- _DATA LINES_:
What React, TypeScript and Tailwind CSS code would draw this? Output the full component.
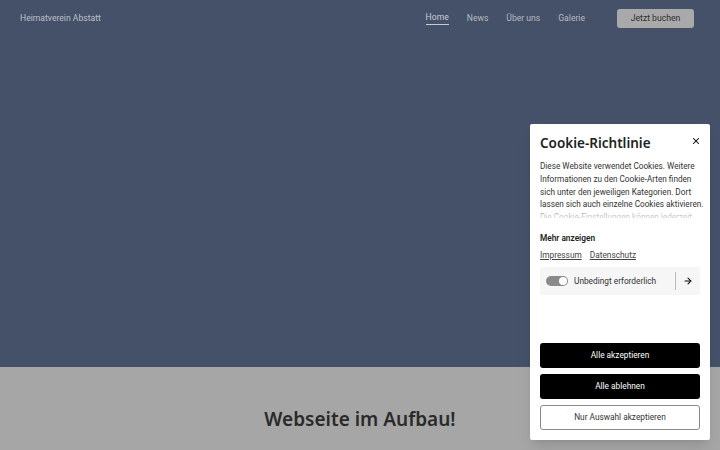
import { X, ArrowRight } from 'lucide-react';

const body = { fontFamily: 'Roboto, "Liberation Sans", sans-serif' };
const display = { fontFamily: '"Noto Sans", "DejaVu Sans", sans-serif' };

function Header() {
  return (
    <header className="flex h-[36px] items-center justify-between pl-5 pr-[26px]">
      <span className="text-[8.6px] text-[#bcc0c8]">Heimatverein Abstatt</span>
      <div className="flex items-center">
        <nav className="flex items-center gap-[18px] text-[8.6px] text-[#b6bac4]">
          <a className="border-b border-[#c8ccd4] pb-[1px] text-[#c8ccd4]">Home</a>
          <a>News</a>
          <a>Über uns</a>
          <a>Galerie</a>
        </nav>
        <button className="ml-8 h-[19px] w-[77px] rounded-[3px] bg-[#a9a9a9] text-[8.6px] text-[#2e2e2e]">
          Jetzt buchen
        </button>
      </div>
    </header>
  );
}

function CookieBanner() {
  return (
    <div className="absolute left-[530px] top-[124px] flex h-[316px] w-[180px] flex-col rounded-[2px] bg-white px-[10px] pt-[9px] shadow-lg">
      <div className="flex items-start justify-between">
        <h2 className="text-[13.5px] font-semibold text-[#222]" style={display}>
          Cookie-Richtlinie
        </h2>
        <X className="mr-[-1px] mt-[3px] h-[10px] w-[10px] text-black" strokeWidth={2.5} />
      </div>
      <div className="relative mr-[-4px] mt-[7px] h-[58px] overflow-hidden text-[8.2px] leading-[12.7px] text-[#333]">
        <p>
          Diese Website verwendet Cookies. Weitere Informationen zu den Cookie-Arten finden sich
          unter den jeweiligen Kategorien. Dort lassen sich auch einzelne Cookies aktivieren. Die
          Cookie-Einstellungen können jederzeit geändert werden.
        </p>
        <div className="absolute inset-x-0 bottom-0 h-[10px] bg-gradient-to-b from-white/40 to-white/80" />
      </div>
      <div className="mt-[14px] text-[8.3px] font-semibold text-[#222]">Mehr anzeigen</div>
      <div className="mt-[4px] flex gap-[8px] text-[8.3px] text-[#444]">
        <a className="underline">Impressum</a>
        <a className="underline">Datenschutz</a>
      </div>
      <div className="mt-[6px] flex h-[28px] items-center rounded-[2px] bg-[#f6f6f6] pl-[6px] pr-[7px]">
        <div className="flex h-[10px] w-[22px] items-center justify-end rounded-full bg-[#8a8a8a] pr-[1px]">
          <div className="h-[8px] w-[8px] rounded-full bg-white" />
        </div>
        <span className="ml-[6px] flex-1 text-[8.3px] text-[#333]">Unbedingt erforderlich</span>
        <div className="mr-[7px] h-[18px] w-px bg-[#bbb]" />
        <ArrowRight className="h-[10px] w-[10px] text-black" strokeWidth={2.5} />
      </div>
      <div className="mt-[48px] flex flex-col gap-[6px] text-[8.3px]">
        <button className="h-[25px] rounded-[3px] bg-black text-white">Alle akzeptieren</button>
        <button className="h-[25px] rounded-[3px] bg-black text-white">Alle ablehnen</button>
        <button className="h-[25px] rounded-[3px] border border-[#888] bg-white text-[#333]">
          Nur Auswahl akzeptieren
        </button>
      </div>
    </div>
  );
}

export default function App() {
  return (
    <div className="relative h-[450px] w-[720px] overflow-hidden bg-[#a6a6a6]" style={body}>
      <section className="h-[367px] bg-[#445169]">
        <Header />
      </section>
      <section className="flex justify-center pt-[38px]">
        <h1 className="text-[19px] font-semibold text-[#2a2a2a]" style={display}>
          Webseite im Aufbau!
        </h1>
      </section>
      <CookieBanner />
    </div>
  );
}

- _REQUIRED WORK_: Find the lines containing "full" and list every one of them.

- _EXPECTED ANSWER_:
What React, TypeScript and Tailwind CSS code would draw this? Output the full component.
        <div className="flex h-[10px] w-[22px] items-center justify-end rounded-full bg-[#8a8a8a] pr-[1px]">
          <div className="h-[8px] w-[8px] rounded-full bg-white" />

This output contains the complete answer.